Activate continuous evidence collection:

Activate post-market monitoring and evidence collection
Establish periodic portfolio review cycle (recommend quarterly)
Implement automated evidence feeds where possible
Monitor for evidence staleness and update accordingly

Common Pitfalls

The “compliance dump” anti-pattern: Throwing every document the organisation has ever produced about an AI system into a folder and calling it an evidence portfolio. Quantity without structure is worse than useless — it wastes regulatory reviewers’ time and signals a lack of systematic governance.

The “snapshot” anti-pattern: Producing evidence once and never updating it. The EU AI Act requires documentation to be kept up to date.

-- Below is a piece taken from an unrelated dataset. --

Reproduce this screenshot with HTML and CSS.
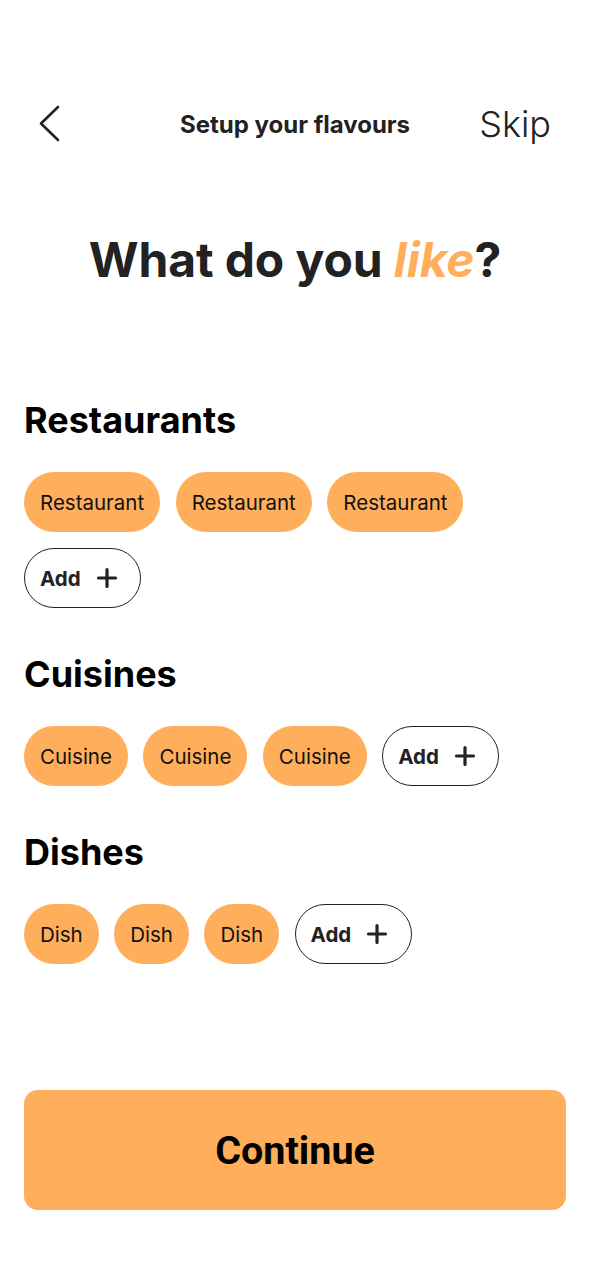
FILE: index.html
```html
<!DOCTYPE html>
<html lang="en">
<head>
<meta charset="utf-8">
<title>Setup your flavours</title>
<link rel="stylesheet" href="styles.css">
</head>
<body>
<div class="screen">
  <header class="topbar">
    <button class="back" aria-label="Back">
      <svg width="24" height="40" viewBox="0 0 24 40"><path d="M20 3 L3 19.5 L20 36" fill="none" stroke="#222" stroke-width="2.6" stroke-linecap="round" stroke-linejoin="round"/></svg>
    </button>
    <div class="title">Setup your flavours</div>
    <button class="skip">Skip</button>
  </header>

  <h1 class="headline">What do you <em>like</em>?</h1>

  <section class="group g-first">
    <h2 class="group-title">Restaurants</h2>
    <div class="chips">
      <span class="chip">Restaurant</span>
      <span class="chip">Restaurant</span>
      <span class="chip">Restaurant</span>
      <button class="add">Add <svg width="24" height="24" viewBox="0 0 24 24"><path d="M12 3.5v17M3.5 12h17" stroke="#222" stroke-width="3.2" stroke-linecap="round"/></svg></button>
    </div>
  </section>

  <section class="group">
    <h2 class="group-title">Cuisines</h2>
    <div class="chips">
      <span class="chip">Cuisine</span>
      <span class="chip">Cuisine</span>
      <span class="chip">Cuisine</span>
      <button class="add">Add <svg width="24" height="24" viewBox="0 0 24 24"><path d="M12 3.5v17M3.5 12h17" stroke="#222" stroke-width="3.2" stroke-linecap="round"/></svg></button>
    </div>
  </section>

  <section class="group">
    <h2 class="group-title">Dishes</h2>
    <div class="chips">
      <span class="chip">Dish</span>
      <span class="chip">Dish</span>
      <span class="chip">Dish</span>
      <button class="add">Add <svg width="24" height="24" viewBox="0 0 24 24"><path d="M12 3.5v17M3.5 12h17" stroke="#222" stroke-width="3.2" stroke-linecap="round"/></svg></button>
    </div>
  </section>

  <button class="continue">Continue</button>
</div>
</body>
</html>
```

FILE: styles.css
```css
* { box-sizing: border-box; }
html, body { margin: 0; padding: 0; background: #fff; }
body { font-family: Inter, "Noto Sans", sans-serif; color: #222; }

.screen {
  width: 590px;
  padding: 94px 24px 0;
  display: flex;
  flex-direction: column;
}

button { font: inherit; color: inherit; background: none; border: 0; padding: 0; cursor: pointer; }

.topbar {
  height: 60px;
  display: grid;
  grid-template-columns: 1fr auto 1fr;
  align-items: center;
}
.back { width: 40px; height: 40px; display: flex; align-items: center; padding-left: 14px; justify-self: start; }
.back svg { display: block; }
.title {
  font-family: Inter, "Liberation Sans", sans-serif;
  font-weight: 700;
  font-size: 24px;
  color: #222;
}
.skip {
  justify-self: end;
  font-family: Inter, sans-serif;
  font-weight: 300;
  font-size: 36px;
  color: #222;
  margin-right: 15px;
}

.headline {
  margin: 77px 0 0;
  text-align: center;
  font-weight: 700;
  font-size: 48px;
  line-height: 58px;
  color: #222;
  letter-spacing: -0.1px;
}
.headline em { color: #FFAE5C; font-style: italic; }

.group { margin-top: 46px; }
.g-first { margin-top: 111px; }

.group-title {
  margin: 0;
  font-size: 36px;
  line-height: 40px;
  font-weight: 700;
  color: #000;
}

.chips {
  margin-top: 32px;
  display: flex;
  flex-wrap: wrap;
  gap: 16px 15.5px;
  max-width: 500px;
}
.g-first .chips { max-width: 460px; }

.chip {
  height: 60px;
  padding: 0 16px;
  border-radius: 30px;
  background: #FFAE5C;
  color: #111;
  font-size: 20.5px;
  display: inline-flex;
  align-items: center;
}

.add {
  height: 60px;
  width: 117px;
  padding: 0 0 0 15px;
  border: 1.5px solid #222;
  border-radius: 30px;
  display: inline-flex;
  align-items: center;
  gap: 14px;
  font-size: 20.5px;
  font-weight: 700;
  color: #222;
}
.add svg { display: block; }

.continue {
  margin-top: 126px;
  height: 120px;
  width: 542px;
  border-radius: 14px;
  background: #FFAE5C;
  font-family: Roboto, "Liberation Sans", sans-serif;
  font-weight: 700;
  font-size: 39.5px;
  color: #000;
}
```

A technical documentation package that describes a system as it existed 18 months ago does not demonstrate current compliance.

The “narrative-only” anti-pattern: Producing descriptive documents that say “we do risk management” without providing objective evidence that risk management activities were actually conducted. Every narrative claim must be backed by artefact evidence: test reports, audit logs, meeting minutes, system outputs.

The “development-only” anti-pattern: Producing comprehensive development documentation but no operational evidence. The EU AI Act requires ongoing compliance — post-market monitoring, incident reporting, continuous risk management. The portfolio must be a living collection, not a project deliverable.

Conclusion

An evidence portfolio is not a bureaucratic exercise — it is the tangible proof that your organisation’s AI governance is real, operational, and effective. For COMPEL practitioners, building and maintaining an evidence portfolio is a natural extension of the evidence-based governance approach that the framework teaches.

The practitioner who can build a complete, well-structured, defensible evidence portfolio is providing genuine value to their organisation: reducing regulatory risk, accelerating conformity assessment, and creating the documentary foundation for trustworthy AI operations. This skill — translating governance activities into demonstrable evidence — is one of the most practically valuable competencies a COMPEL practitioner can develop.